What will you do if you caught your parent cheating?

Kugonga, kugongewa and kugongeana have been the most used Swahili words when Kenyans want to talk about cheating.
You may think you are in a new land if you accidentally meet a group of people talking about experiences of cheating on their partners or their partners cheating on them.
The way they narrate it, even a radio with no battery cannot speak that fluently.
That aside, there is one question that has never been settled. What will you do if you catch your parent cheating?
It sounds simple when said quickly, yet the moment it happens, the ground shifts. This is not gossip about neighbours. This is not a story you heard in a matatu. This is your parent.
The same person who raised you, paid school fees, shouted at you, protected you and probably taught you right from wrong. Suddenly, you are holding a truth that can break a home.

One side of the debate says speak out. Report the matter to the other parent. In many homes, honesty is seen as respect. Keeping quiet is viewed as betrayal.
Those who support this view argue that parents are adults and deserve the truth. They believe that once the issue is brought to light, the couple can sit down, talk and possibly fix what is broken. Silence, they argue, only allows cheating to grow roots.
Others go a step further and say if you cannot face the affected parent directly, involve elders or close relatives.
In African settings, family matters are rarely solved in isolation. An aunt, an uncle or a grandparent can mediate.
This side believes early intervention can save a marriage before things get worse.
But then comes the other side, the one that keeps many awake at night.
What if reporting leads to divorce. What if the home breaks completely. What if you are forced to choose who to live with. What if siblings are scattered. What if blame quietly shifts to you, the messenger.

Many children fear becoming the reason a family collapsed, even when they only told the truth.
There is also the emotional weight. Seeing your parents argue because of information you revealed can be traumatising.
Some people carry guilt for years, asking themselves whether things would have been different if they had kept quiet a little longer. Then there is silence.
Keeping quiet feels safer. Life continues as usual. School fees still come. Supper is still cooked. Family gatherings still happen.
From the outside, everything looks normal. This option protects peace, at least on the surface.
However, silence has its own dangers. Cheating rarely stops on its own. There is the risk of unwanted pregnancies that suddenly appear with complicated explanations.
There is the risk of diseases quietly entering the home. There is the slow emotional withdrawal that children notice even when no one talks about it. Silence can protect the home today but poison it tomorrow.

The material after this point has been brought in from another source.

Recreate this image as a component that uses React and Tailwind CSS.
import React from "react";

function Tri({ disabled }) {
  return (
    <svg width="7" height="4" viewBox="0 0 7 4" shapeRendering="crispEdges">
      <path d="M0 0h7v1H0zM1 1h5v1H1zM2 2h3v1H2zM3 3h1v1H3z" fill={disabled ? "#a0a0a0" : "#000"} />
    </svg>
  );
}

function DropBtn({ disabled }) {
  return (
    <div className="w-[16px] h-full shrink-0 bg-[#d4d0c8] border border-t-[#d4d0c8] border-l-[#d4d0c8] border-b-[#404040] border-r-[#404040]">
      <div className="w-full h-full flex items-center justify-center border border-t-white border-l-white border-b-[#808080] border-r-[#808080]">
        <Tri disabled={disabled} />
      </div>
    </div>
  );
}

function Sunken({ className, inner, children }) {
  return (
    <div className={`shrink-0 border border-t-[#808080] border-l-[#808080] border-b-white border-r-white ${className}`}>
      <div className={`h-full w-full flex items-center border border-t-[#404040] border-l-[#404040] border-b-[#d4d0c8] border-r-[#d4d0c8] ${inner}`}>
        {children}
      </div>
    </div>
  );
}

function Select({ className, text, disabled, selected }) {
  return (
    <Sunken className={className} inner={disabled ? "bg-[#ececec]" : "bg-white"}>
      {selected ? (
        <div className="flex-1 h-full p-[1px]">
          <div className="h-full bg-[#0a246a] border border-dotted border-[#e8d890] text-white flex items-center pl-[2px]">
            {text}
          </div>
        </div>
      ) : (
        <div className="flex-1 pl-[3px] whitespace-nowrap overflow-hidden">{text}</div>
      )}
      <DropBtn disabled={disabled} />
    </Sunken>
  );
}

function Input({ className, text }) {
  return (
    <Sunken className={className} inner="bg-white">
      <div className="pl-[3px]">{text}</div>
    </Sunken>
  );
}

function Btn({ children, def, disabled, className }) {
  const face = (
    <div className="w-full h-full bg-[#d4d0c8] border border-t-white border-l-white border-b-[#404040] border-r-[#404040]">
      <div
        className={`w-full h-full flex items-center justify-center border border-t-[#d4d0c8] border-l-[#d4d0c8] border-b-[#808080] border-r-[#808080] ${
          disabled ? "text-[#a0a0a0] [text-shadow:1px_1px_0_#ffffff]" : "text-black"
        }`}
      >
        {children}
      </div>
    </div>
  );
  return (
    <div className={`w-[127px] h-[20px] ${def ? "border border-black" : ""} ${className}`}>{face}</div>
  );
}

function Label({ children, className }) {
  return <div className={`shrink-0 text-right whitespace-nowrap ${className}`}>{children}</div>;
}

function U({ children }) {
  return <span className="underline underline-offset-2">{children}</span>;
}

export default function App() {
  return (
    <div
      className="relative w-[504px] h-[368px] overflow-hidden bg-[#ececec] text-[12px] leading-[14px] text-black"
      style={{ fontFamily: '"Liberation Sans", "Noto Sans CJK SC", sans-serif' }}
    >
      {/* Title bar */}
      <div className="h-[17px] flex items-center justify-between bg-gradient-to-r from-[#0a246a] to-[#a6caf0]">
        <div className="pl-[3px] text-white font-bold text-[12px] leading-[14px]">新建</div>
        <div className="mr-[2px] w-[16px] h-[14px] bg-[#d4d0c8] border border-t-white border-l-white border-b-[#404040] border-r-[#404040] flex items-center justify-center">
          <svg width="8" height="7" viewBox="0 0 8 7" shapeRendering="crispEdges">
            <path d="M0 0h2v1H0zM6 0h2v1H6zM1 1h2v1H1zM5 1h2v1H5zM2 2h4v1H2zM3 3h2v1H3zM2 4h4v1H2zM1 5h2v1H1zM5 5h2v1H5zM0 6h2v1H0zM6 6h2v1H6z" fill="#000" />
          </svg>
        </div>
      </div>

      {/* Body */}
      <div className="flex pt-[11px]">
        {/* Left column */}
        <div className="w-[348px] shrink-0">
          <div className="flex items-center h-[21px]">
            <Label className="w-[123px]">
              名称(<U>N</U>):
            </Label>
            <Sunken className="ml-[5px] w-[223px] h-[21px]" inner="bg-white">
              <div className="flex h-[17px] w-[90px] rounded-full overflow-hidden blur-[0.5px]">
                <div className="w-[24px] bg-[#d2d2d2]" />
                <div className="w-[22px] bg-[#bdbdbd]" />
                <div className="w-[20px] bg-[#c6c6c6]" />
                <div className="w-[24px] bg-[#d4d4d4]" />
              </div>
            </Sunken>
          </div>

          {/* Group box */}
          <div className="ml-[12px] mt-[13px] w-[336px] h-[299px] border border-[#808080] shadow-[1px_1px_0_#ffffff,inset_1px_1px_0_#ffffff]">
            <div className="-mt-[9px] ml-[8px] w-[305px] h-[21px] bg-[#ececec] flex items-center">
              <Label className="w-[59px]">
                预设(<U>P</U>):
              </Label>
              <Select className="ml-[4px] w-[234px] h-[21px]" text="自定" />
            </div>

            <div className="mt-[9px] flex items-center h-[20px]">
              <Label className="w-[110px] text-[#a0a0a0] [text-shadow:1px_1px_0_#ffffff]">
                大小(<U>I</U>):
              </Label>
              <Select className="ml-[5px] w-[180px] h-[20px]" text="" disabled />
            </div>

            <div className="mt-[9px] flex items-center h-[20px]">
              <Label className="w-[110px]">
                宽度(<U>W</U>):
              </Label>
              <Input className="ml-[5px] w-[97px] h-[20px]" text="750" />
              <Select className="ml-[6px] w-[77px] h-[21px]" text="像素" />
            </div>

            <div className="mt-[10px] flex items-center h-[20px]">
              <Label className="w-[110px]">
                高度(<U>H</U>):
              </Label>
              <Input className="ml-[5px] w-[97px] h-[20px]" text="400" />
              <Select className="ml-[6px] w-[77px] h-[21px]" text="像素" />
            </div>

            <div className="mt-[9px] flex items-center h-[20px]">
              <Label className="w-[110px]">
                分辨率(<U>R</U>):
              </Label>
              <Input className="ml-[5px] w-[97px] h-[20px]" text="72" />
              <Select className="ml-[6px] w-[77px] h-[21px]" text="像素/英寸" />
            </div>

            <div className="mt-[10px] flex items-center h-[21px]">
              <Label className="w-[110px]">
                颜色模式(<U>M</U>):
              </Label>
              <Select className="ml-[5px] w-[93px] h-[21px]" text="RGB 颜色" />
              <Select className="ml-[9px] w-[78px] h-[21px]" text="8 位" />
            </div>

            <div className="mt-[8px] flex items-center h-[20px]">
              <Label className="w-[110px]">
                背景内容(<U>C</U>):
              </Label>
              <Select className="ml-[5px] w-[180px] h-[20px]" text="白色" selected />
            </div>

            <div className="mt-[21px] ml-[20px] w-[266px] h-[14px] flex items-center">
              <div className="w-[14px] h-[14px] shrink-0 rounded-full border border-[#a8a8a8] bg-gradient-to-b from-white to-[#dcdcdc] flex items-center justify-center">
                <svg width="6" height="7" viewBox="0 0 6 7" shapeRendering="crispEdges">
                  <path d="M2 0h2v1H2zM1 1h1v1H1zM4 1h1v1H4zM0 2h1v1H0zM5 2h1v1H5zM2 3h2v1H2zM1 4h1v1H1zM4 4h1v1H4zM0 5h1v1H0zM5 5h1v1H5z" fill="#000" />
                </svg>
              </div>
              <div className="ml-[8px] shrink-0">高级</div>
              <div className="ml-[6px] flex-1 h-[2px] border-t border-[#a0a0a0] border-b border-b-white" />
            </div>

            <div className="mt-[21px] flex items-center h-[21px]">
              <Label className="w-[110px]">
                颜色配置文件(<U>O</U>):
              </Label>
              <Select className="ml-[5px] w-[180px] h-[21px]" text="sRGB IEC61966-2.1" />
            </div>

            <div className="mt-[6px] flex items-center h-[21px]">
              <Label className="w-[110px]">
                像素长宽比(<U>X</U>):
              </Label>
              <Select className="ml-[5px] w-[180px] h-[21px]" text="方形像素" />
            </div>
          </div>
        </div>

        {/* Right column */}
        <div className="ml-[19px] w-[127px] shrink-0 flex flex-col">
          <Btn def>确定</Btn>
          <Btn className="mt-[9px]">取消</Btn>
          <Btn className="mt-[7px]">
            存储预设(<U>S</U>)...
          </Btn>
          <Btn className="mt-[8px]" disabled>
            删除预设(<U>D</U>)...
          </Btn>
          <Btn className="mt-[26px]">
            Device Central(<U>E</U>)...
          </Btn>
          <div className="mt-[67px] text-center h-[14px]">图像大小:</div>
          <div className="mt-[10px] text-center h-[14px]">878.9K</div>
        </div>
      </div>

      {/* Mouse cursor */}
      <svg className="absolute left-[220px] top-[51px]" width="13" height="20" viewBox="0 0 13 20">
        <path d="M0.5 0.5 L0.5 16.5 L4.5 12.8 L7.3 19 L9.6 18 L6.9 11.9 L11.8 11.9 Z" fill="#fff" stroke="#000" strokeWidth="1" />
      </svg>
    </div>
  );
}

Some choose a middle path. They talk to the cheating parent privately. No accusations, no shouting. Just a conversation.
A reminder that their actions affect more than just them. Sometimes, this works. Sometimes, it does not.
In the end, there is no perfect answer. Every home is different. Every parent is different.
Every child carries a different emotional capacity. What looks brave to one person may feel destructive to another.
Perhaps the hardest truth is this. Catching a parent cheating forces a child into an adult problem without adult tools.
Whatever choice is made, something is lost. Peace, innocence, trust or stability.
And maybe that is why this question has never been settled. Because sometimes, there is no right or wrong. Only consequences, lived quietly long after the secret is exposed or buried.